> TASK BRIEF:
Search the material below for the word "this" and copy every line in which it occurs.

··· INPUT ···

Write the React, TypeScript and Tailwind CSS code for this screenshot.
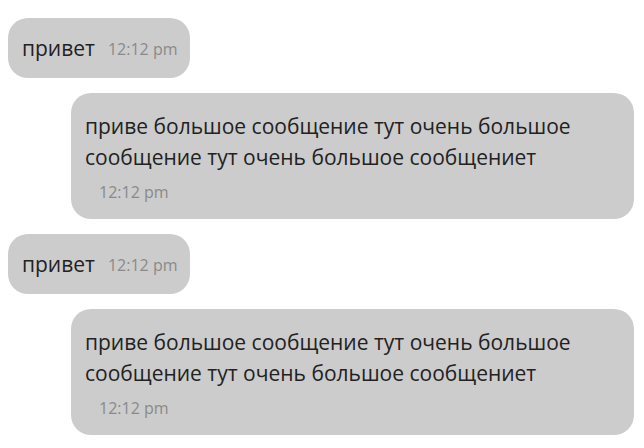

···
··· INPUT ···

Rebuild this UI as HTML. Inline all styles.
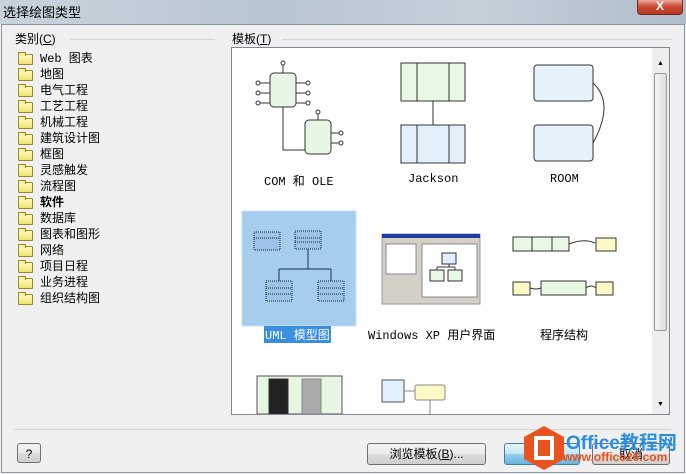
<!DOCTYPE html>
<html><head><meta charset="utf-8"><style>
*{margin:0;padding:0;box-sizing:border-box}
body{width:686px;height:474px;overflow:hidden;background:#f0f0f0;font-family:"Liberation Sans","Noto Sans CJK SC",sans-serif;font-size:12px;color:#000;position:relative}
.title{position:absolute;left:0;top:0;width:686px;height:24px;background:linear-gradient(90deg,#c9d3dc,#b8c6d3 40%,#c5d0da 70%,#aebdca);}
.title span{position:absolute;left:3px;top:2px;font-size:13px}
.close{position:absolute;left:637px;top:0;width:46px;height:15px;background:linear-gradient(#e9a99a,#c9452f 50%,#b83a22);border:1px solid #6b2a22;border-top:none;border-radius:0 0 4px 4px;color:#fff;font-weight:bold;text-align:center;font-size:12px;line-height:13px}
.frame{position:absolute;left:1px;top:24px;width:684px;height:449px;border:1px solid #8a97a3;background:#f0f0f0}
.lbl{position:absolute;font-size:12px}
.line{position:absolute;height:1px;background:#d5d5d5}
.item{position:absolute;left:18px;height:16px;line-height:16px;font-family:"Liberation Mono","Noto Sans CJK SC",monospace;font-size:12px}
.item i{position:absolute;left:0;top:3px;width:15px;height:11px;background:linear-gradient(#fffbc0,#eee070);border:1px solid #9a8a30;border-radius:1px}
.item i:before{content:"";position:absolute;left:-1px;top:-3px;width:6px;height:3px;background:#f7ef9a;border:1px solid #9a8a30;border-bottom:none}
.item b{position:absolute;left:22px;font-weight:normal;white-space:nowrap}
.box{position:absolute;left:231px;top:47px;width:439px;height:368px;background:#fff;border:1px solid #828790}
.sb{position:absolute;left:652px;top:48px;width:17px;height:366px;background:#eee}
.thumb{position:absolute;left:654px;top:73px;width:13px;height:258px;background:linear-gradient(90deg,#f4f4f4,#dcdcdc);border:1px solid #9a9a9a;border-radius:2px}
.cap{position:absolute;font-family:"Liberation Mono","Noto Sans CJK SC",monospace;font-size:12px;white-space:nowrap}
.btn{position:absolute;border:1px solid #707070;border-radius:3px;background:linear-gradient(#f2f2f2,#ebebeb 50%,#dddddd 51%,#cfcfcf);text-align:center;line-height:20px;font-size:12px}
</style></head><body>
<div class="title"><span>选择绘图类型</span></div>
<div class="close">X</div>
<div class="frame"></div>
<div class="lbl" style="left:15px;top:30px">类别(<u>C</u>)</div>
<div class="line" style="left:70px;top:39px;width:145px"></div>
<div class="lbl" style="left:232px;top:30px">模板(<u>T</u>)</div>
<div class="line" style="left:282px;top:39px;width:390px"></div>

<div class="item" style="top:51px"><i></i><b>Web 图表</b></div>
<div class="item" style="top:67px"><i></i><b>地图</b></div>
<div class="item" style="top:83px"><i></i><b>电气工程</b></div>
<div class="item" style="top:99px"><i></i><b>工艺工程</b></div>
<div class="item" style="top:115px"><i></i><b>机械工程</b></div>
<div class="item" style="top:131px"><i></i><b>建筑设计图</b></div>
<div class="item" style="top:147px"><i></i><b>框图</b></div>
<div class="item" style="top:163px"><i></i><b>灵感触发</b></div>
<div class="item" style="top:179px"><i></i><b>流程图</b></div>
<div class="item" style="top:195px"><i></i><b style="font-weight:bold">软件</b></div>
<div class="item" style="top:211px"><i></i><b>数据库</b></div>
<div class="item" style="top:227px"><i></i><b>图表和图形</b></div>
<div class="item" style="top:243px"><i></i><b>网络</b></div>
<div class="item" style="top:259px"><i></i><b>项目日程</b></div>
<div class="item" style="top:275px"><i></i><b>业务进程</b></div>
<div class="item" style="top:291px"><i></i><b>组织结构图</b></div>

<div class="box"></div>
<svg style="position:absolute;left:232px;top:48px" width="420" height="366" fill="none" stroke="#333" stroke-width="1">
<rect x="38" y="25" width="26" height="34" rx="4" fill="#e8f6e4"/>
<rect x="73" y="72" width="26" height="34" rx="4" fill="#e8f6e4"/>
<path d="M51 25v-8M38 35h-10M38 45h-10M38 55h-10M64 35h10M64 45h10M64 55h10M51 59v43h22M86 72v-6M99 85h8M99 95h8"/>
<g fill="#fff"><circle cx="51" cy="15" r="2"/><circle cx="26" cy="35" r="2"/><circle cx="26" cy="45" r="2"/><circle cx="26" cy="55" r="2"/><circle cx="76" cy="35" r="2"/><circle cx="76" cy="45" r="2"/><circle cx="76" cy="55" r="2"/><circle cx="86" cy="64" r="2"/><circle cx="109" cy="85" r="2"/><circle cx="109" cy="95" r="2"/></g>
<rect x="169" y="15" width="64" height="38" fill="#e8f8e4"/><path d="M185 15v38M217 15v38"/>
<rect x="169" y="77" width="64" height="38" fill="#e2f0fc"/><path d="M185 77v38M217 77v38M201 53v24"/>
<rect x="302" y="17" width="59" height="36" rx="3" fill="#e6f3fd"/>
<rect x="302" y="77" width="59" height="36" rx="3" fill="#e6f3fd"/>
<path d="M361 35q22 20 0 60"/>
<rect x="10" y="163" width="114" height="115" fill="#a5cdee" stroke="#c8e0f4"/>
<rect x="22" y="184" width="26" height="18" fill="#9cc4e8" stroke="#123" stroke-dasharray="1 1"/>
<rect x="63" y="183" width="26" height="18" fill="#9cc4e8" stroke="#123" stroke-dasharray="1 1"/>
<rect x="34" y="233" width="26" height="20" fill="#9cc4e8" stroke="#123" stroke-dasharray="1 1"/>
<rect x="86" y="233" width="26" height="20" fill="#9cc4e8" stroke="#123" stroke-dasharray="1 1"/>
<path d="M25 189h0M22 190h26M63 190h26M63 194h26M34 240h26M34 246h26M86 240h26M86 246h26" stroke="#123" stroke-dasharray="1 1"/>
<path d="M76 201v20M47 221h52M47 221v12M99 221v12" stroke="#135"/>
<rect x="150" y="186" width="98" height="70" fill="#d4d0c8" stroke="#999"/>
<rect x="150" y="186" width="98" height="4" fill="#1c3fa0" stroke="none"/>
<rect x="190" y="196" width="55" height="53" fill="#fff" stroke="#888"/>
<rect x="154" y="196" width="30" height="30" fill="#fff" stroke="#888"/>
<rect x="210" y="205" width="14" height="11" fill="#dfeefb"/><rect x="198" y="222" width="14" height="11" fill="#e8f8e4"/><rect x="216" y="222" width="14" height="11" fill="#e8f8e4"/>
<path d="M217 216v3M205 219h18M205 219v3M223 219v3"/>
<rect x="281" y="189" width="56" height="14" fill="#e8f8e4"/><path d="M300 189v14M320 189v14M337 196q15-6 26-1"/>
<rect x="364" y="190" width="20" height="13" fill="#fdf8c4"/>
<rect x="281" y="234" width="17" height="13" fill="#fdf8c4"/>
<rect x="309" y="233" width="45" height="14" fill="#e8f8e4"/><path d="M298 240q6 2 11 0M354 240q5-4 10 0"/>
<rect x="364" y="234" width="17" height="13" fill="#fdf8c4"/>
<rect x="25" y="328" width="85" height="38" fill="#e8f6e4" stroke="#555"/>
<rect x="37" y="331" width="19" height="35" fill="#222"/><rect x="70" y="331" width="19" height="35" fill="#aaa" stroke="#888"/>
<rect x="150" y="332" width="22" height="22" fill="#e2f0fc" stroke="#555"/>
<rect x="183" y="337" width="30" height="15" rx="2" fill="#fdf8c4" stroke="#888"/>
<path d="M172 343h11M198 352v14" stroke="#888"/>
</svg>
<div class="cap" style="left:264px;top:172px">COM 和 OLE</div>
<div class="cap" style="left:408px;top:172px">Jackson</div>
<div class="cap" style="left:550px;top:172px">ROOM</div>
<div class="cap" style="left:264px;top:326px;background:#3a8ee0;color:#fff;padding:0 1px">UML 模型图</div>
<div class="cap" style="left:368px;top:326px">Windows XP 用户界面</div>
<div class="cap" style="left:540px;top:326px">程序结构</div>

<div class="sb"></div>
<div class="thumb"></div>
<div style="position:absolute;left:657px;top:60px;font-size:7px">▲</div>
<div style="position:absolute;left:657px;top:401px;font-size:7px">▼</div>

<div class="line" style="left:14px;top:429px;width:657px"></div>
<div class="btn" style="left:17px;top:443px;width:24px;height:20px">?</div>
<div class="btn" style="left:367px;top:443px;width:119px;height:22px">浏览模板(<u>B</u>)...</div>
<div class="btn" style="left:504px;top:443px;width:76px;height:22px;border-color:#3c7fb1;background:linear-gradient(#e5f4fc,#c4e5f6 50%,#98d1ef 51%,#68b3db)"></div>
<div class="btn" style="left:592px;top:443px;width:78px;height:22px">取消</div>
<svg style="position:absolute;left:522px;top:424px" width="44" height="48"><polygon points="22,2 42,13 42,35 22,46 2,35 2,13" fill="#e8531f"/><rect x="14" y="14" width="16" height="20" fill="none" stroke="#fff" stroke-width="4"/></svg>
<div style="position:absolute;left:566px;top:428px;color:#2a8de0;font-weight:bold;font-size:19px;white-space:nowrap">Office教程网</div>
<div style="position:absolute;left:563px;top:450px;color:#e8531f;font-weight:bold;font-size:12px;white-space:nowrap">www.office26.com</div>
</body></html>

···

> COMPLETE ANSWER:
Write the React, TypeScript and Tailwind CSS code for this screenshot.
Rebuild this UI as HTML. Inline all styles.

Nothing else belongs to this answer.